Couldn't put it better myself.

Williams-Sonoma French offers more than forty recipes - old classics and new ideas. The luscious photos will have you reaching for your apron and potholders. Aside from the dishes mentioned in the quote, you might want to try Steak Au Poivre bristling with black peppercorns. And who doesn't love French fries? Well, learn to make them the real way – the French way. Pommes Frites. Elegant. Speaking of elegant, try the Cheese Soufflé. All the tips you need to make the perfect soufflé are here. Go for it. The Carmelized Onion Tart started me salivating. Can't you just taste those sweet carmelized onions?

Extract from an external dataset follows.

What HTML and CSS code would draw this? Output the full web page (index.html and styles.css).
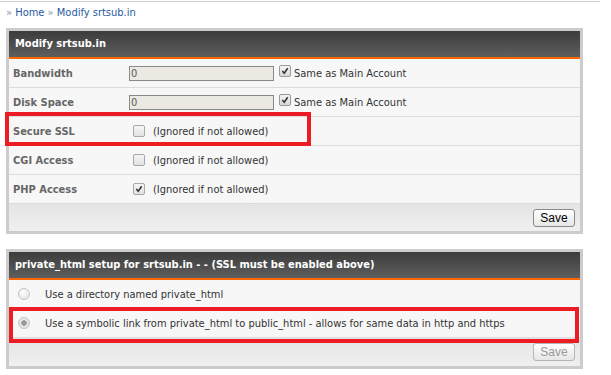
FILE: index.html
```html
<!DOCTYPE html>
<html lang="en">
<head>
  <meta charset="UTF-8" />
  <title>Modify srtsub.in</title>
  <link rel="stylesheet" href="styles.css">
</head>
<body>
  <div class="topline"></div>
  <div class="crumbs">
    <span class="raquo">&raquo;</span> <a href="#">Home</a> <span class="raquo">&raquo;</span> <a href="#">Modify srtsub.in</a>
  </div>

  <!-- Modify domain -->
  <section class="panel">
    <h2 class="panel-head">Modify srtsub.in</h2>
    <div class="row">
      <div class="label">Bandwidth</div>
      <div class="value">
        <input class="field" type="text" value="0" readonly>
        <span class="cb checked"><svg viewBox="0 0 13 13"><path d="M3 6.5l2.5 3 4.5-6.5" /></svg></span>
        <span>Same as Main Account</span>
      </div>
    </div>
    <div class="row">
      <div class="label">Disk Space</div>
      <div class="value">
        <input class="field" type="text" value="0" readonly>
        <span class="cb checked"><svg viewBox="0 0 13 13"><path d="M3 6.5l2.5 3 4.5-6.5" /></svg></span>
        <span>Same as Main Account</span>
      </div>
    </div>
    <div class="row">
      <div class="label">Secure SSL</div>
      <div class="value">
        <span class="cb plain"></span>
        <span class="note">(Ignored if not allowed)</span>
      </div>
    </div>
    <div class="row">
      <div class="label">CGI Access</div>
      <div class="value">
        <span class="cb plain"></span>
        <span class="note">(Ignored if not allowed)</span>
      </div>
    </div>
    <div class="row">
      <div class="label">PHP Access</div>
      <div class="value">
        <span class="cb plain checked"><svg viewBox="0 0 13 13"><path d="M3 6.5l2.5 3 4.5-6.5" /></svg></span>
        <span class="note">(Ignored if not allowed)</span>
      </div>
    </div>
    <div class="panel-foot">
      <button class="btn">Save</button>
    </div>
    <div class="mark mark-ssl"></div>
  </section>

  <!-- private_html -->
  <section class="panel">
    <h2 class="panel-head">private_html setup for srtsub.in - - (SSL must be enabled above)</h2>
    <div class="row radio-row">
      <span class="radio"></span>
      <span>Use a directory named private_html</span>
    </div>
    <div class="row radio-row">
      <span class="radio on"></span>
      <span>Use a symbolic link from private_html to public_html - allows for same data in http and https</span>
    </div>
    <div class="panel-foot foot-tall">
      <button class="btn" disabled>Save</button>
    </div>
    <div class="mark mark-link"></div>
  </section>
</body>
</html>
```

FILE: styles.css
```css
*, *::before, *::after {
  box-sizing: border-box;
}

body {
  margin: 0;
  padding: 1px 0 0;
  font-family: "DejaVu Sans Condensed", "DejaVu Sans", Verdana, sans-serif;
  font-stretch: condensed;
  font-size: 11px;
  color: #333;
  background: #fff;
}

.topline {
  width: 600px;
  height: 1px;
  background: #ccc;
}

/* Breadcrumb */
.crumbs {
  padding: 4px 6px 0;
  height: 26px;
  line-height: 14px;
  color: #999;
}

.crumbs a {
  color: #1f5a9e;
  text-decoration: none;
}

.crumbs .raquo {
  color: #8a9aa8;
}

/* Panels */
.panel {
  position: relative;
  width: 577px;
  margin: 0 0 15px 6px;
  border: 3px solid #ccc;
  background: #f7f7f7;
}

.panel-head {
  margin: 0;
  height: 28px;
  padding: 0 6px;
  line-height: 26px;
  font-size: 11px;
  font-weight: bold;
  color: #fff;
  background: linear-gradient(#3c3c3c, #5e5e5e);
  border-bottom: 2px solid #ff6600;
  white-space: nowrap;
}

.row {
  display: flex;
  align-items: center;
  height: 29px;
  border-bottom: 1px solid #dcdcdc;
}

.label {
  width: 120px;
  padding-left: 4px;
  font-weight: bold;
  color: #666;
}

.value {
  display: flex;
  align-items: center;
}

.field {
  width: 145px;
  height: 15px;
  margin: 0 5px 0 0;
  padding: 0 1px;
  border: 1px solid #888;
  background: #ebe9e1;
  font-family: "DejaVu Sans Condensed", "DejaVu Sans", Verdana, sans-serif;
  font-stretch: condensed;
  font-size: 11px;
  color: #5a5a5a;
  outline: none;
}

/* Checkboxes */
.cb {
  display: inline-block;
  width: 12px;
  height: 12px;
  margin: 0 3px 0 0;
  border: 1px solid #9a9a9a;
  border-radius: 2px;
  background: linear-gradient(#f4f4f4, #d8d8d8);
  position: relative;
  top: -2px;
}

.cb.plain {
  width: 12px;
  height: 12px;
  margin: 0 8px 0 4px;
  border-color: #a8a8a8;
  background: linear-gradient(#f6f6f6, #e2e2e2);
  top: 0;
}

.cb svg {
  display: block;
  width: 10px;
  height: 10px;
  fill: none;
  stroke: #333;
  stroke-width: 2;
}

/* Radios */
.radio-row {
  padding-left: 9px;
}

.radio {
  display: inline-block;
  width: 12px;
  height: 12px;
  margin-right: 15px;
  border: 1px solid #c4c4c4;
  border-radius: 50%;
  background: radial-gradient(circle at 40% 35%, #fdfdfd, #e0e0e0);
}

.radio.on {
  background: radial-gradient(circle, #9a9a9a 0 2.5px, #e6e6e6 3px);
}

/* Footer */
.panel-foot {
  display: flex;
  justify-content: flex-end;
  align-items: center;
  height: 27px;
  padding-right: 5px;
  background: linear-gradient(#e4e4e4, #f0f0f0);
}

.foot-tall {
  height: 28px;
}

.btn {
  width: 42px;
  height: 18px;
  padding: 0;
  border: 1px solid #8a8a8a;
  border-radius: 3px;
  background: linear-gradient(#ffffff, #e6e6e6);
  font-family: "Liberation Sans", Arial, sans-serif;
  font-size: 12px;
  color: #000;
}

.btn:disabled {
  border-color: #b4b4b4;
  color: #999;
}

/* Red annotation boxes */
.mark {
  position: absolute;
  border: 4px solid #ed1c24;
  pointer-events: none;
}

.mark-ssl {
  left: -4px;
  top: 81px;
  width: 306px;
  height: 34px;
}

.mark-link {
  left: 0;
  top: 55px;
  width: 570px;
  height: 36px;
}
```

Vegetables your thing? Try Roasted Asparagus with Hazelnut Oil Vinaigrette or Haricots Verts with Shallot and Lemon. Personally, I love a good potato, and there's Potatoes Savoyarde, a potato gratin, divine. I first had Sole Meuniere in a hotel in Dublin in 1970, a wonderful introduction to a delicately flavored fish. I have tried it in many places since and have not quite matched the first one. I think this cookbook's recipe will give me back that wonderful flavor. How about Bouillabaisse? First tasted that in Old Bookbinder's Restaurant in Philadelphia. The only bad thing was running out of bread to sop up the wonderful dregs at the bottom of the bowl. The recipe for this looks more than palatable - just be sure to serve excess bread.

This cookbook is like a trip down memory lane for me. First had Coquilles Saint-Jacques in a hotel in Atlanta. Have loved them ever since. Always good. But this recipe for Coquilles looks better than good. Or Entrecote, which I tried many times in various eateries in Ireland. My late husband was addicted to that dish. He would have loved this one, I think - Grilled Entrecote with Mushroom Ragout. Combine filet mignon with Roquefort cheese? Wow. Filets Mignons with Roquefort Sauce.

I'm going out to lunch with friends in a few minutes. I may chew on the steering wheel on the way. Williams-Sonoma French is, without a doubt, a wonderful source, which needs to be on your cookbook shelf. From Poulet Roti to Crème Brulée, it covers a gamut of dishes to satisfy everyone.